Free copies of the Special Meeting Proxy Statement, as well as other filings containing information about Pixelworks and the proposed Sale, may be obtained at the SEC's Internet site (http://www.sec.gov). You may also obtain the documents filed with the SEC, free of charge, in the "Investors" section of our website, www.pixelworks.com, under the heading "Investors—SEC Filings" or by requesting them in writing or by telephone at: Pixelworks, Inc., 16760 SW Upper Boones Ferry Rd., Suite 101, Portland, OR 97224; Telephone (503) 601-4545.

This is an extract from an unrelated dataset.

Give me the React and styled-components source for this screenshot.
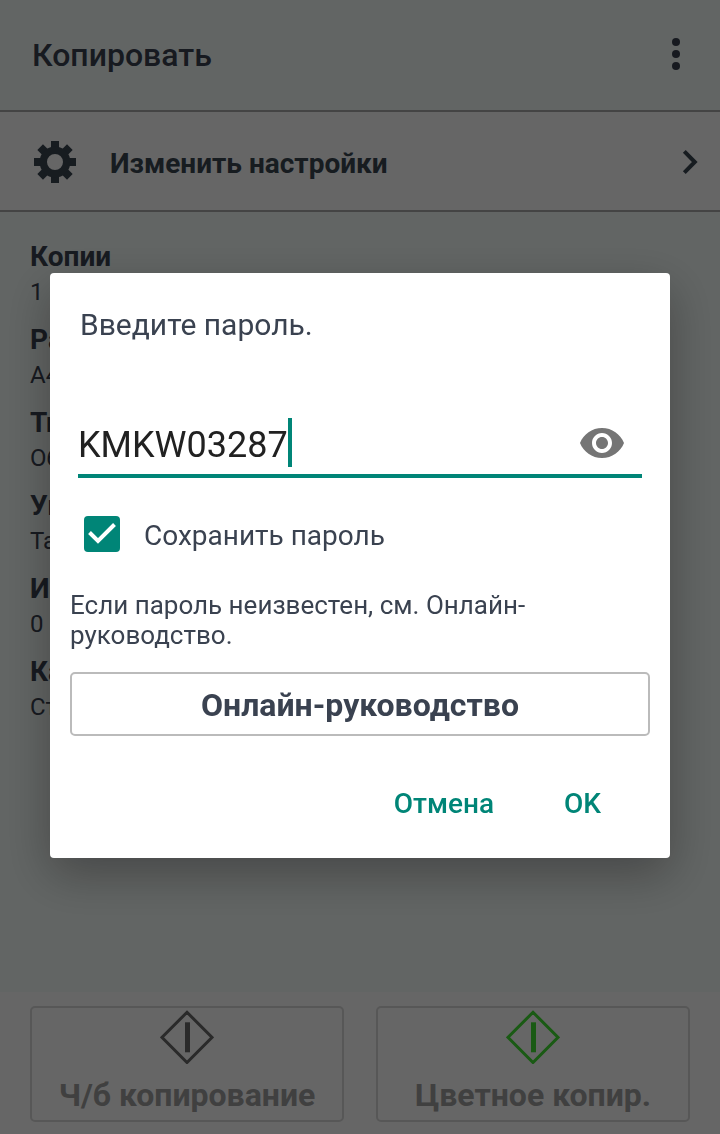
import React, { useState } from 'react';
import styled, { createGlobalStyle } from 'styled-components'
import { MdVisibility } from 'react-icons/md'

const GlobalStyle = createGlobalStyle`
* {
  box-sizing: border-box;
}

body {
  margin: 0;
  font-family: Roboto, "Noto Sans", sans-serif;
  color: #3a4250;
}

button, input {
  font-family: inherit;
  color: inherit;
}
`

const Screen = styled.div`
  min-height: 100vh;
  display: flex;
  flex-direction: column;
  background-color: #f5fcfa;
`

const Header = styled.header`
  display: flex;
  align-items: center;
  justify-content: space-between;
  height: 112px;
  padding: 0 32px;
  border-bottom: 2px solid #aaa;
`

const Title = styled.h1`
  margin: 0;
  font-size: 32px;
  font-weight: 500;
  line-height: 36px;
`

const IconButton = styled.button`
  display: flex;
  padding: 0;
  border: none;
  background: none;
`

const SettingsRow = styled.button`
  display: flex;
  align-items: center;
  gap: 32px;
  height: 100px;
  padding: 2px 20px 0 32px;
  border: none;
  border-bottom: 2px solid #aaa;
  background-color: #fff;
  color: #3a4652;
`

const SettingsLabel = styled.span`
  flex-grow: 1;
  padding-top: 4px;
  text-align: left;
  font-size: 28px;
  font-weight: 700;
  line-height: 36px;
`

const Options = styled.dl`
  flex-grow: 1;
  display: flex;
  flex-direction: column;
  gap: 13px;
  margin: 0;
  padding: 27px 30px;
`

const OptionName = styled.dt`
  font-size: 28px;
  font-weight: 700;
  line-height: 36px;
`

const OptionValue = styled.dd`
  margin: 0;
  font-size: 24px;
  line-height: 34px;
`

const Footer = styled.footer`
  display: flex;
  gap: 32px;
  padding: 14px 30px 12px;
  background-color: #fff;
`

const CopyButton = styled.button`
  flex: 1;
  display: flex;
  flex-direction: column;
  align-items: center;
  gap: 12px;
  height: 116px;
  padding: 2px 0 0;
  border: 2px solid #dadada;
  border-radius: 5px;
  background: none;
  color: #a0a0a0;
  font-size: 32px;
  font-weight: 700;
  line-height: 38px;
  white-space: nowrap;
`

const Backdrop = styled.div`
  position: fixed;
  inset: 0;
  display: flex;
  align-items: center;
  padding: 0 50px 3px;
  background-color: rgba(0, 0, 0, 0.6);
`

const Dialog = styled.form`
  flex-grow: 1;
  display: flex;
  flex-direction: column;
  padding: 32px 20px 31px;
  border-radius: 4px;
  background-color: #fff;
  box-shadow: 0 16px 48px rgba(0, 0, 0, 0.3);
`

const Message = styled.label`
  padding: 0 10px;
  font-size: 30px;
  line-height: 40px;
`

const Field = styled.div`
  display: flex;
  height: 60px;
  margin: 73px 8px 0;
  padding-right: 16px;
  border-bottom: 4px solid #008577;
`

const PasswordInput = styled.input`
  field-sizing: content;
  height: 52px;
  padding: 2px 0 0;
  border: none;
  outline: none;
  background: none;
  color: #212121;
  caret-color: transparent;
  font-size: 36px;
`

const Caret = styled.span`
  width: 4px;
  height: 49px;
  margin-right: auto;
  background-color: #008577;
`

const EyeButton = styled(IconButton)`
  align-items: center;
  height: 50px;
  color: #757575;
`

const SaveRow = styled.label`
  display: flex;
  align-items: flex-end;
  gap: 24px;
  margin: 38px 14px 0;
  font-size: 28px;
  line-height: 32px;
`

const CheckBox = styled.input`
  appearance: none;
  width: 36px;
  height: 36px;
  margin: 0;
  border: 4px solid #757575;
  border-radius: 4px;

  &:checked {
    border: none;
    background: #008577 url("data:image/svg+xml,%3Csvg xmlns='http://www.w3.org/2000/svg' viewBox='0 0 36 36'%3E%3Cpath d='M5.5 16.5L14 25L30.5 8.5' fill='none' stroke='white' stroke-width='4'/%3E%3C/svg%3E");
  }
`

const Note = styled.p`
  margin: 38px 0 0;
  font-size: 26px;
  line-height: 30px;
`

const GuideButton = styled.button`
  height: 64px;
  margin-top: 22px;
  padding: 2px 0 0;
  border: 2px solid #bbb;
  border-radius: 5px;
  background: none;
  font-size: 32px;
  font-weight: 700;
`

const Actions = styled.div`
  display: flex;
  justify-content: flex-end;
  gap: 38px;
  margin-top: 43px;
  padding-right: 33px;
`

const ActionButton = styled.button`
  height: 48px;
  padding: 0 16px;
  border: none;
  background: none;
  color: #008577;
  font-size: 28px;
  font-weight: 500;
`

const options = [
  { name: 'Копии', value: '1' },
  { name: 'Размер бумаги', value: 'A4' },
  { name: 'Тип бумаги', value: 'Обычная' },
  { name: 'Ув./Ум.', value: 'Такой же размер' },
  { name: 'Интенсивность', value: '0' },
  { name: 'Качество', value: 'Стандарт' },
]

const MoreIcon = () => (
  <svg width="24" height="48" viewBox="0 0 24 48" fill="currentColor">
    <circle cx="12" cy="11" r="4" />
    <circle cx="12" cy="23" r="4" />
    <circle cx="12" cy="35" r="4" />
  </svg>
)

const GearIcon = () => (
  <svg width="46" height="46" viewBox="-23 -23 46 46" fill="currentColor">
    {[0, 45, 90, 135].map(angle => (
      <path
        d="M-4 -21H4V-9H-4ZM-4 9H4V21H-4Z"
        key={angle}
        transform={`rotate(${angle})`}
      />
    ))}
    <circle r="11.7" fill="none" stroke="currentColor" strokeWidth="7.4" />
  </svg>
)

const ChevronIcon = () => (
  <svg width="20" height="28" viewBox="0 0 20 28" fill="none" stroke="currentColor" strokeWidth="4">
    <path d="M4.3 3.4L14.8 14L4.3 24.6" />
  </svg>
)

const StartIcon = ({ color }) => (
  <svg width="54" height="54" viewBox="0 0 54 54" fill="none" stroke={color}>
    <path d="M27 2.3L52.1 27.4L27 52.5L1.9 27.4Z" strokeWidth="3" />
    <path d="M27.5 12.3V42.3" strokeWidth="5" />
  </svg>
)

const App = () => {
  const [password, setPassword] = useState('KMKW03287')
  const [isSaved, setIsSaved] = useState(true)
  const [isVisible, setIsVisible] = useState(true)

  return (
    <>
      <GlobalStyle />
      <Screen>
        <Header>
          <Title>Копировать</Title>
          <IconButton type="button" aria-label="Меню">
            <MoreIcon />
          </IconButton>
        </Header>

        <SettingsRow type="button">
          <GearIcon />
          <SettingsLabel>Изменить настройки</SettingsLabel>
          <ChevronIcon />
        </SettingsRow>

        <Options>
          {options.map(option => (
            <div key={option.name}>
              <OptionName>{option.name}</OptionName>
              <OptionValue>{option.value}</OptionValue>
            </div>
          ))}
        </Options>

        <Footer>
          <CopyButton type="button" disabled>
            <StartIcon color="#696969" />
            Ч/б копирование
          </CopyButton>
          <CopyButton type="button" disabled>
            <StartIcon color="#41e132" />
            Цветное копир.
          </CopyButton>
        </Footer>
      </Screen>

      <Backdrop>
        <Dialog role="dialog" aria-modal="true" onSubmit={e => e.preventDefault()}>
          <Message htmlFor="password">Введите пароль.</Message>
          <Field>
            <PasswordInput
              id="password"
              onChange={e => setPassword(e.target.value)}
              type={isVisible ? 'text' : 'password'}
              value={password}
            />
            <Caret />
            <EyeButton
              aria-label="Показать пароль"
              onClick={() => setIsVisible(!isVisible)}
              type="button"
            >
              <MdVisibility size={48} />
            </EyeButton>
          </Field>

          <SaveRow>
            <CheckBox
              checked={isSaved}
              onChange={e => setIsSaved(e.target.checked)}
              type="checkbox"
            />
            Сохранить пароль
          </SaveRow>

          <Note>Если пароль неизвестен, см. Онлайн-руководство.</Note>
          <GuideButton type="button">Онлайн-руководство</GuideButton>

          <Actions>
            <ActionButton type="button">Отмена</ActionButton>
            <ActionButton type="submit">OK</ActionButton>
          </Actions>
        </Dialog>
      </Backdrop>
    </>
  )
};

export default App;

Participants in the Solicitation

Pixelworks and certain of its directors and executive officers may be deemed to be participants in the solicitation of proxies from the shareholders of Pixelworks. Information about the Pixelworks directors and executive officers is set forth in the proxy statement for the Company's 2025 annual meeting of shareholders, as filed with the SEC on Schedule 14A on April 21, 2025. Additional information regarding the interests of those participants and other persons who may be deemed participants may be obtained by reading the proxy statement for the annual meeting and other relevant documents regarding the proposed Sale. Copies of these documents may be obtained free of charge from the sources described above.

About Pixelworks, Inc.

Pixelworks provides industry-leading content creation, video delivery and display processing solutions and technology that enable highly authentic viewing experiences with superior visual quality, across all screens – from cinema to smartphone and beyond. Pixelworks has more than 20 years of delivering image processing innovation to leading providers of consumer electronics, professional displays, and video streaming services. For more information, please visit Pixelworks' web site at www.pixelworks.com

Note: Pixelworks and the Pixelworks logo are trademarks of Pixelworks, Inc.